EXERCISE TASK | Check each line of the listing, and copy it if it contains the word "screenshot".

EXERCISE INPUT |

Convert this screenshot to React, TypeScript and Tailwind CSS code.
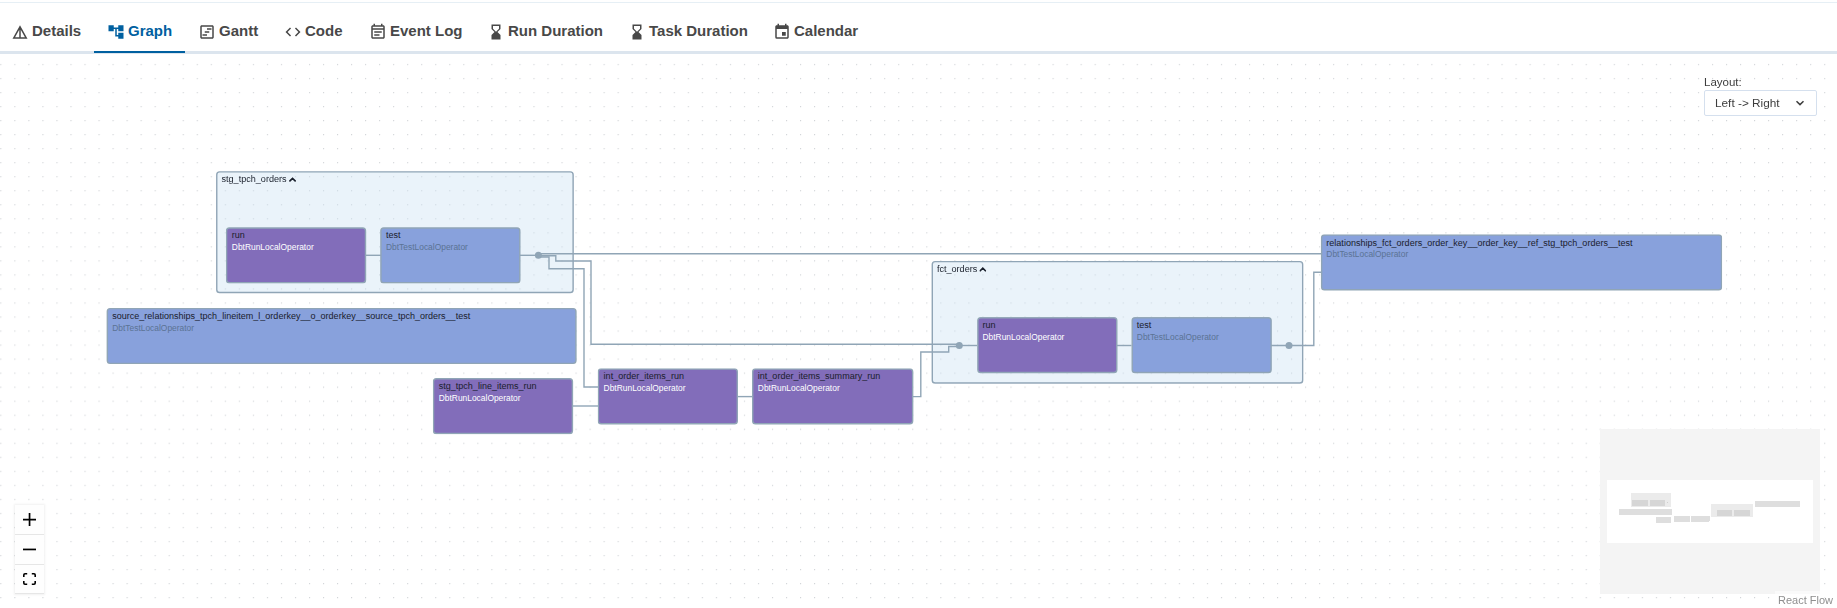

---

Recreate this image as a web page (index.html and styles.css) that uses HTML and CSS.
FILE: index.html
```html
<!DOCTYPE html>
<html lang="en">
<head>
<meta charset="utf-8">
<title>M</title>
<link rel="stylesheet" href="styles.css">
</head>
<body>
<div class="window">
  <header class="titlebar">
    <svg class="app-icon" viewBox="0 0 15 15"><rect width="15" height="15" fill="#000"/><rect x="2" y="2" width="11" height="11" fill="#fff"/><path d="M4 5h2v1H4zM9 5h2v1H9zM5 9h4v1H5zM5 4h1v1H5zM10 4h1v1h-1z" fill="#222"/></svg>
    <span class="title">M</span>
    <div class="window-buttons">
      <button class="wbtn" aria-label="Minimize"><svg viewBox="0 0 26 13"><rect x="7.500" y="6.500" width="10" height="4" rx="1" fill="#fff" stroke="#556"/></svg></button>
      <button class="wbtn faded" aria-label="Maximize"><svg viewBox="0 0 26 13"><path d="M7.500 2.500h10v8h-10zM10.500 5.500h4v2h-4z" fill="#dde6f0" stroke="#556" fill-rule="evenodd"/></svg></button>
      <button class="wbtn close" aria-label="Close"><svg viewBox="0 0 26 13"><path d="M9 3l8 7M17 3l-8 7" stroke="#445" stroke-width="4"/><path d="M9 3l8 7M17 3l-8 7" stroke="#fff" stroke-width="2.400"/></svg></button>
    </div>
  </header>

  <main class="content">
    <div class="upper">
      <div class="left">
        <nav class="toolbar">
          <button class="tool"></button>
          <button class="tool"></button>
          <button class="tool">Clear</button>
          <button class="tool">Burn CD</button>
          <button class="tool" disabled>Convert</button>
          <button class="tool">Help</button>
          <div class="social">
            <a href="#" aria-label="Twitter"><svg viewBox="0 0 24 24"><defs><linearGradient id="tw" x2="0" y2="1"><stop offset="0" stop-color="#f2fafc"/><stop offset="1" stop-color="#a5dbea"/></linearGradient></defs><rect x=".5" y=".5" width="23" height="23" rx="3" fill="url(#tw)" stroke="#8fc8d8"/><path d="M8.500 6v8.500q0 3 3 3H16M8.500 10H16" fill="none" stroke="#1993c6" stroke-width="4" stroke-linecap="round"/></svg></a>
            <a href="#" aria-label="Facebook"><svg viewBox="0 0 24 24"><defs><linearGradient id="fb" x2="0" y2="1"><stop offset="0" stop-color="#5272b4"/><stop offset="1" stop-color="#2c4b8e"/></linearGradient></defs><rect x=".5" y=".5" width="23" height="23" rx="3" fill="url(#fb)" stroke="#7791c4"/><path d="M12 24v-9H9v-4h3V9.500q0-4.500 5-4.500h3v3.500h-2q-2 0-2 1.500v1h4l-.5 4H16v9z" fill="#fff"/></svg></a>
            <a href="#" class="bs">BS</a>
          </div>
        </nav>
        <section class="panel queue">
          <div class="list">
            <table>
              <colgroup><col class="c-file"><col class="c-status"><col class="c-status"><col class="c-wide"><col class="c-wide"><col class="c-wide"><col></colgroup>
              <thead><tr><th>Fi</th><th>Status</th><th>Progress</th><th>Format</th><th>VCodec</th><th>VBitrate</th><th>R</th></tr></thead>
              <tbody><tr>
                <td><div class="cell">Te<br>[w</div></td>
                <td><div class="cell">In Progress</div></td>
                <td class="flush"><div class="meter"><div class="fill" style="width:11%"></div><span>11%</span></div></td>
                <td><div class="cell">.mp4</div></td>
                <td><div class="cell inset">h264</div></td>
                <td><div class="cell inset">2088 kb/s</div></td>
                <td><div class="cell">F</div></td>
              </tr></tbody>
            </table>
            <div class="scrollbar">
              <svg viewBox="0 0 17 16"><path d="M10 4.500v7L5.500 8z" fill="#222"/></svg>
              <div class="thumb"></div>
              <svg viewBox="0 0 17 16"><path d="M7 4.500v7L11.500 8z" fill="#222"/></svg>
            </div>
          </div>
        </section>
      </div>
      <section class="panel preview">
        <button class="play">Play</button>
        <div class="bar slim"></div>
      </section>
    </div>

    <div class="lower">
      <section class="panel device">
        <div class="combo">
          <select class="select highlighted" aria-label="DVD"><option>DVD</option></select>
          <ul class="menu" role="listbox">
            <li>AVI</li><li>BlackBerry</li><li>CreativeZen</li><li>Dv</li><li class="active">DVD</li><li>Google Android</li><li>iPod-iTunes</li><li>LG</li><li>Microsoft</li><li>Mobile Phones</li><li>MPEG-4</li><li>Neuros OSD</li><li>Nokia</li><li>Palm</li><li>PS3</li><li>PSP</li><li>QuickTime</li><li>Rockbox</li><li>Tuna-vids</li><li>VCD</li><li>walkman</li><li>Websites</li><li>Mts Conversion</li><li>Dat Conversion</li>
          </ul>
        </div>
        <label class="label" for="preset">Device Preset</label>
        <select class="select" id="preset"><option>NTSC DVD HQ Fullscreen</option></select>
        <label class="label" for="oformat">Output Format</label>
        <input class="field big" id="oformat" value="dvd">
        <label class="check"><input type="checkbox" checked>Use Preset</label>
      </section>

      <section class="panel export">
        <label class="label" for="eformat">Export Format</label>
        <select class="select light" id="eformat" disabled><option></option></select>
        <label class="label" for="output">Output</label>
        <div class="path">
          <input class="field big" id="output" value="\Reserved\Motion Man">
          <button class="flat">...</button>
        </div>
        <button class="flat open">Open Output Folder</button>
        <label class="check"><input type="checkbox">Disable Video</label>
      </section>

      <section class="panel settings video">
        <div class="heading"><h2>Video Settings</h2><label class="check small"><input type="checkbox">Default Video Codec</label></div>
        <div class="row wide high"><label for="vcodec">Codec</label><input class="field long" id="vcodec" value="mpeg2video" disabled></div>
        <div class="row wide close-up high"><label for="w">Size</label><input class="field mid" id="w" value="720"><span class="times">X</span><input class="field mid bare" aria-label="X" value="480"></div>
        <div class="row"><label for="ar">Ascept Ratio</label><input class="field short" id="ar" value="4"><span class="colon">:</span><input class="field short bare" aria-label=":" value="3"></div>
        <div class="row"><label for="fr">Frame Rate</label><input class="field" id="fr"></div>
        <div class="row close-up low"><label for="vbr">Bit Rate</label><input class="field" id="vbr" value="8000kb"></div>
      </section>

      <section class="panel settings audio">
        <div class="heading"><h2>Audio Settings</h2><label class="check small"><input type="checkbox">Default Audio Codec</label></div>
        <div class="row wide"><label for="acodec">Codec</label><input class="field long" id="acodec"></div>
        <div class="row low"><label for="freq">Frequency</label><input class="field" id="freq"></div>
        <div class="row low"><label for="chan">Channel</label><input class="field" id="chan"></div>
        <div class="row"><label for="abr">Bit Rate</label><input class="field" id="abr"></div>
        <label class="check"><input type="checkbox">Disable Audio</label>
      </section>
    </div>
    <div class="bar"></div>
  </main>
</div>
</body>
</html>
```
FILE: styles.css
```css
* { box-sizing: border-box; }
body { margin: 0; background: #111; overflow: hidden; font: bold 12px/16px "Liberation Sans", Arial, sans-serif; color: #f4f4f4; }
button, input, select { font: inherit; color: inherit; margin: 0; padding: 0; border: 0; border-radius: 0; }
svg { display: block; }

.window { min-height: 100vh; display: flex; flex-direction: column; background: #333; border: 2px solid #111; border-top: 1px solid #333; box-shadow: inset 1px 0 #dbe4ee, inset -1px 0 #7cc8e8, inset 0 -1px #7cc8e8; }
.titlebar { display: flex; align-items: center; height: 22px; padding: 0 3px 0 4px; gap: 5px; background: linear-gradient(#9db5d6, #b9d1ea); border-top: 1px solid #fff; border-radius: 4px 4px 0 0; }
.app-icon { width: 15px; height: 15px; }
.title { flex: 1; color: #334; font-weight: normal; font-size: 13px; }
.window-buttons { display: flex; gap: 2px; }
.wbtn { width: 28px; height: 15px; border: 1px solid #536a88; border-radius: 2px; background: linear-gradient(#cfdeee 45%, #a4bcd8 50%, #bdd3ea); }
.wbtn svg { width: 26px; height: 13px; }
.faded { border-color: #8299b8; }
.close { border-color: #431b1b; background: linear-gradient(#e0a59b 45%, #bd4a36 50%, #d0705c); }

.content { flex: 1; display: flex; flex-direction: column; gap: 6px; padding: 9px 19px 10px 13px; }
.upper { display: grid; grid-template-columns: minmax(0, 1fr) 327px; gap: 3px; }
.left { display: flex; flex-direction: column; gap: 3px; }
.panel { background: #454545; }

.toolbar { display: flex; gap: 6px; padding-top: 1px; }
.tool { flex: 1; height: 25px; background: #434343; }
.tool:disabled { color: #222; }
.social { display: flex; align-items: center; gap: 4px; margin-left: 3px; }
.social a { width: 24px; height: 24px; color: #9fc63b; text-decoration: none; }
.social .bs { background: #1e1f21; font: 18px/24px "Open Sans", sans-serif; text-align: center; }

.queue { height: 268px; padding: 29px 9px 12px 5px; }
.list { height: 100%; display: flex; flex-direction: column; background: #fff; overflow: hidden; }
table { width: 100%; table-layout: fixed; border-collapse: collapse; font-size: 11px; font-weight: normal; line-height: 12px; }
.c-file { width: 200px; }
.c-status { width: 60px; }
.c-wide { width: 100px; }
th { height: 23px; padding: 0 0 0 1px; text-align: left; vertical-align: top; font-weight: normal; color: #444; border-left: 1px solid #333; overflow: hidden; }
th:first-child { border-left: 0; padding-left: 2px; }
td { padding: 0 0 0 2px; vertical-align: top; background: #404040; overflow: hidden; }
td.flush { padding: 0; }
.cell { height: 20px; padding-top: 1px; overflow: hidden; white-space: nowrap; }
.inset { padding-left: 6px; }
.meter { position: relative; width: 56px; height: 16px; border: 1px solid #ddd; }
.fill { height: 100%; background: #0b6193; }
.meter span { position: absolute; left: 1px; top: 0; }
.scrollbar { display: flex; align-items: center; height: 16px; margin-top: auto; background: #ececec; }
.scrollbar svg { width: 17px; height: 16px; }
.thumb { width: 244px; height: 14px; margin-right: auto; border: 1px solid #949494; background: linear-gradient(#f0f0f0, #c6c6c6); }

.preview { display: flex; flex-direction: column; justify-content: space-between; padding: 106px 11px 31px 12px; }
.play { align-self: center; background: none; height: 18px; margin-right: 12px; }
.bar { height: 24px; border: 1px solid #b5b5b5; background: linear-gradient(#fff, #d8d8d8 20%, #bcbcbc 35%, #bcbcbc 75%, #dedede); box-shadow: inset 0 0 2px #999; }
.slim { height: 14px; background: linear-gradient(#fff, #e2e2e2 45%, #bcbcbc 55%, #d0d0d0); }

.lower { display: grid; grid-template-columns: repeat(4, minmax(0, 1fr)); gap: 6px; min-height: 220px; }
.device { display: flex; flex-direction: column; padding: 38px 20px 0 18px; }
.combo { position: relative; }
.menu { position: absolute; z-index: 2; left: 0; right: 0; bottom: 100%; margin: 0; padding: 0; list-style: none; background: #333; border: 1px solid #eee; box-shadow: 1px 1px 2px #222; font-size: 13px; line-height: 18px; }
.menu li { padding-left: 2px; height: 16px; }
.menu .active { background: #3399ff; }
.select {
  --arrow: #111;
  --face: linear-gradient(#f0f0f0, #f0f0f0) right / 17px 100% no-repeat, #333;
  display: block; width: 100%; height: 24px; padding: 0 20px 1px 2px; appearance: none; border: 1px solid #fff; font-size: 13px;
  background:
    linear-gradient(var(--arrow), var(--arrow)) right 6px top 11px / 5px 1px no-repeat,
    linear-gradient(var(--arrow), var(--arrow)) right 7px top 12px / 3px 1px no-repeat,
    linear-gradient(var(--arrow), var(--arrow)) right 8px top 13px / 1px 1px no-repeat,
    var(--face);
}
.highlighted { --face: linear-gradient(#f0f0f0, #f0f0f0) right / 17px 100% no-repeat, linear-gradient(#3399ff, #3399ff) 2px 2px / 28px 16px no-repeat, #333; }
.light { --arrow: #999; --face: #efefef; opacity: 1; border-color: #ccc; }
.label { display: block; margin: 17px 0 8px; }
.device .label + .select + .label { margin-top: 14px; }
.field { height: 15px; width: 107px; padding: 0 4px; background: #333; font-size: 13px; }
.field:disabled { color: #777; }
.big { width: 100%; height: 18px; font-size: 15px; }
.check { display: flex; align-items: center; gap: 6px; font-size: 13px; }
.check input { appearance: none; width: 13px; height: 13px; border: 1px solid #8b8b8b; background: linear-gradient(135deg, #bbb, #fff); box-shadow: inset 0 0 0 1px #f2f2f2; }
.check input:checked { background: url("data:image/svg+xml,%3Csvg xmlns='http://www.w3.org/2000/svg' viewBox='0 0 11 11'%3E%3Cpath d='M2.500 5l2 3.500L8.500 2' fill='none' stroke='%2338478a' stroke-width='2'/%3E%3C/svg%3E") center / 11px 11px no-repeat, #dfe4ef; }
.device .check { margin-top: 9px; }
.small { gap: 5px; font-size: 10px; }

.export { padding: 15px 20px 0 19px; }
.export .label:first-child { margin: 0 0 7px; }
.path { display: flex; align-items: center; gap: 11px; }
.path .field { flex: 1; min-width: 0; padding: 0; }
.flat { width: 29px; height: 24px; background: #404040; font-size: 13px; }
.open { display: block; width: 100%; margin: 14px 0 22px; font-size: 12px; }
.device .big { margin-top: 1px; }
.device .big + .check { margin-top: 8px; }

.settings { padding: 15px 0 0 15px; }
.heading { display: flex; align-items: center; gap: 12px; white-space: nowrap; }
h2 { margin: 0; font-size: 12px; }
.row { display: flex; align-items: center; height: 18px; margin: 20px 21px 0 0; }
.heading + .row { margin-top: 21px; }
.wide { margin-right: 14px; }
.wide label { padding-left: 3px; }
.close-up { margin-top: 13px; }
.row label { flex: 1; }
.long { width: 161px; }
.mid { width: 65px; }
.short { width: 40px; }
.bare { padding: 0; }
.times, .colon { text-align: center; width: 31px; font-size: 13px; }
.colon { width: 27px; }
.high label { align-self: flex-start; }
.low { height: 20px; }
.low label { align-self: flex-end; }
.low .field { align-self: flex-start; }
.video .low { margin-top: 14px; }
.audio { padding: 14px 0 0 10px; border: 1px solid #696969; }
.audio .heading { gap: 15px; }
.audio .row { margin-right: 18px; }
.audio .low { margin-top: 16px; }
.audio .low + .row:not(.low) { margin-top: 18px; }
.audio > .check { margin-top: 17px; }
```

---

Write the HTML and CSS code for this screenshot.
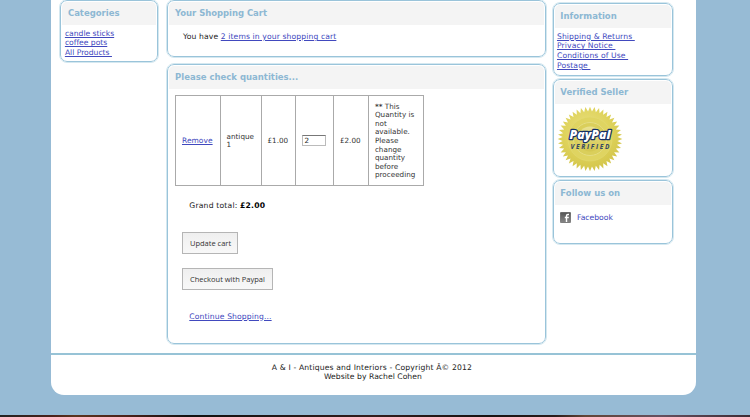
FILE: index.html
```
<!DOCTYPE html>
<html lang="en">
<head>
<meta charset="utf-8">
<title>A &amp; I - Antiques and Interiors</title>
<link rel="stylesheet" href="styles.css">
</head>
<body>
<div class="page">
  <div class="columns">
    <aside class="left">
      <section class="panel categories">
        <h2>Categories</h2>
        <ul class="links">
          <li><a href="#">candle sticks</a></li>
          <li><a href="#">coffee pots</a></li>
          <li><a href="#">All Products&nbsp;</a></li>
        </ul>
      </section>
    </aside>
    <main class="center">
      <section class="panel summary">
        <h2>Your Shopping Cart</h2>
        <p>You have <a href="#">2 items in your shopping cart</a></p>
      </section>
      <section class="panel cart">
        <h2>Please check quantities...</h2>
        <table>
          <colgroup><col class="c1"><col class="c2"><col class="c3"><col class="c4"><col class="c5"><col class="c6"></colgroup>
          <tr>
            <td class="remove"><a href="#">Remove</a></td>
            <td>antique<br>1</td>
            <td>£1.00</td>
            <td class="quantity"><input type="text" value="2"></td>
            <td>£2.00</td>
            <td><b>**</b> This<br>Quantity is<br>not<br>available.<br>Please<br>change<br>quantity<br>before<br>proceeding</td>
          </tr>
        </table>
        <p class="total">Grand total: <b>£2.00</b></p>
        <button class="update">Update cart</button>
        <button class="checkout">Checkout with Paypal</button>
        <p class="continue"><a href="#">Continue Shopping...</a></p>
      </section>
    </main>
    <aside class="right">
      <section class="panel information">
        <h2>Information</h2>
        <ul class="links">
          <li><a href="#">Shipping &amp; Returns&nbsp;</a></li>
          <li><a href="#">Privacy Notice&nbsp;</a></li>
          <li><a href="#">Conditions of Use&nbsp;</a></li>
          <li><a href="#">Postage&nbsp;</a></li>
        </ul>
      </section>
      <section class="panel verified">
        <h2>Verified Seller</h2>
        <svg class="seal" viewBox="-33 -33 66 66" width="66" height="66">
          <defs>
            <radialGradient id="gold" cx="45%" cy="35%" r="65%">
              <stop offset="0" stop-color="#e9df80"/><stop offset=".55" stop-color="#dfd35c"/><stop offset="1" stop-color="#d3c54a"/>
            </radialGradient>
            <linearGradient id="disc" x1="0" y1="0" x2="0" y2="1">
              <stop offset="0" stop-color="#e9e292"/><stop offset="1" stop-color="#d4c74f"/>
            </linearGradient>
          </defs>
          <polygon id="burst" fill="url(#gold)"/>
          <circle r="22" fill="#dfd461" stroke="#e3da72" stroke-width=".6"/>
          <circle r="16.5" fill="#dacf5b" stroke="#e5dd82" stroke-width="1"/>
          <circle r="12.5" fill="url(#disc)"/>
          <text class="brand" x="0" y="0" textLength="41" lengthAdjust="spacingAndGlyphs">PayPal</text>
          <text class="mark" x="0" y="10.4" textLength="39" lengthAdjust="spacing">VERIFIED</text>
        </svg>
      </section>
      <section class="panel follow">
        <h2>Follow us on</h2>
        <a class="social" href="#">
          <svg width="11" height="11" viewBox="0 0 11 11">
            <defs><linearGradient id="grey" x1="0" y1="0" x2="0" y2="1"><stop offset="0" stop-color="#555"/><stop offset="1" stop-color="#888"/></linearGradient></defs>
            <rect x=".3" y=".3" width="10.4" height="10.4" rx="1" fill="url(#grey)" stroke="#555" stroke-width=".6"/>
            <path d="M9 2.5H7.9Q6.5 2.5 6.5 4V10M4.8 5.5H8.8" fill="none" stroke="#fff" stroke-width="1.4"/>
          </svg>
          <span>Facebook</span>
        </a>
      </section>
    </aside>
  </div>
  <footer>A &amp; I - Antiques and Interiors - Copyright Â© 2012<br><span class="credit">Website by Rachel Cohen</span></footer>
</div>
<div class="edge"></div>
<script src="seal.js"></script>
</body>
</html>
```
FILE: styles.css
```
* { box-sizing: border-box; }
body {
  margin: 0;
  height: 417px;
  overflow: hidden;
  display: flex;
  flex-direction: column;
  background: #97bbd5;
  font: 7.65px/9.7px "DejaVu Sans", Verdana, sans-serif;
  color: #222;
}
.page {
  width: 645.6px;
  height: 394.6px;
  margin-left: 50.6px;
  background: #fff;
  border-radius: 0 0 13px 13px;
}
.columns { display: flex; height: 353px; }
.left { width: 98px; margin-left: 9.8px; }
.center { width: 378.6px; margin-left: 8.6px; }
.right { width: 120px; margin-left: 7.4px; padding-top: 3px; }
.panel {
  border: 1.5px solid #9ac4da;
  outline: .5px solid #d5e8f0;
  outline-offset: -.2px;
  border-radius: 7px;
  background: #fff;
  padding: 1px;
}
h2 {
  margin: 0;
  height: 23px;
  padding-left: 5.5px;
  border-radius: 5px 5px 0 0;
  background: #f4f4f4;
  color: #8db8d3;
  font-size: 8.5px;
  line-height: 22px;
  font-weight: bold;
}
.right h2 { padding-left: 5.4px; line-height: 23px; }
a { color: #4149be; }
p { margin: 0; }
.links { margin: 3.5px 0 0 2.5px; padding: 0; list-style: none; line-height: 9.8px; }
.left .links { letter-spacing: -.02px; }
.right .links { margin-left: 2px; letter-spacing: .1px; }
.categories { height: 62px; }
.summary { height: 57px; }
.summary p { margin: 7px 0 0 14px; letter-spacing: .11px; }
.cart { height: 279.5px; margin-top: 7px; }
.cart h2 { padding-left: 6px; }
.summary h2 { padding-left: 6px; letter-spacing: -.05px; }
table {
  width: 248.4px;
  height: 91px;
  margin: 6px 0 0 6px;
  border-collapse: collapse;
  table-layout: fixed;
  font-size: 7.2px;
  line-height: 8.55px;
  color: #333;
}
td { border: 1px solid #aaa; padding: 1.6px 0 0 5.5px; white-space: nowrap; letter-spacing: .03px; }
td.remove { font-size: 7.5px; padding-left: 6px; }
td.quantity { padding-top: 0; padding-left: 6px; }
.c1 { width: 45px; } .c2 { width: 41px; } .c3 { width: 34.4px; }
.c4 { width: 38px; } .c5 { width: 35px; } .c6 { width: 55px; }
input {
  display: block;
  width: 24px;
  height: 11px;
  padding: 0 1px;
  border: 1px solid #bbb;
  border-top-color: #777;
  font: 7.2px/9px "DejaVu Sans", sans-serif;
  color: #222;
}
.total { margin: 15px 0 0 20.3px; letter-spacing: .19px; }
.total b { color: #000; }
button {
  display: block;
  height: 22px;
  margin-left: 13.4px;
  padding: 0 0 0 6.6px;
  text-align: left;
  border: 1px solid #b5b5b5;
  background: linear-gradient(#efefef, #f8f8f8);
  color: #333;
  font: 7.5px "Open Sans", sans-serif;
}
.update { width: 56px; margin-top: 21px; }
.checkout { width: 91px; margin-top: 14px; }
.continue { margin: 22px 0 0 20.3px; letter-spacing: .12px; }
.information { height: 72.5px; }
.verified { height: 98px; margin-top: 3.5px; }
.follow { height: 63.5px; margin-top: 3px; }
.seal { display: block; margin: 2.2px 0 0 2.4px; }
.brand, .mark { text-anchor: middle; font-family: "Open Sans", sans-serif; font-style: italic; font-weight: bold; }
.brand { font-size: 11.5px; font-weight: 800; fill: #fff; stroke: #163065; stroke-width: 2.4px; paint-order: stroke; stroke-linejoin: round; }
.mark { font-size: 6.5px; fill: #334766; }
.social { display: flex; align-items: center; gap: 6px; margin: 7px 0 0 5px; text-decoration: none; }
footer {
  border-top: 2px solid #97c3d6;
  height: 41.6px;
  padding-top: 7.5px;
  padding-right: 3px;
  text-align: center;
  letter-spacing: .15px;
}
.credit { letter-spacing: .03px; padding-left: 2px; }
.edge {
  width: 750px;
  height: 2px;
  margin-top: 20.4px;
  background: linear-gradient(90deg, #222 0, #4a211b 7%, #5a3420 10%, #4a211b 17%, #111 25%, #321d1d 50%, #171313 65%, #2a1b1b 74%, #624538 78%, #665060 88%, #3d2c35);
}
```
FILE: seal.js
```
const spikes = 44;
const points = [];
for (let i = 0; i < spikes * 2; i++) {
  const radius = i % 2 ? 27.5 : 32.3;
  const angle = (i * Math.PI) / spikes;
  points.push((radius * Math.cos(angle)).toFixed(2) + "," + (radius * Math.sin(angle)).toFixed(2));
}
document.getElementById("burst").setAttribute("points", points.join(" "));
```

FULL RESPONSE |
Convert this screenshot to React, TypeScript and Tailwind CSS code.
Write the HTML and CSS code for this screenshot.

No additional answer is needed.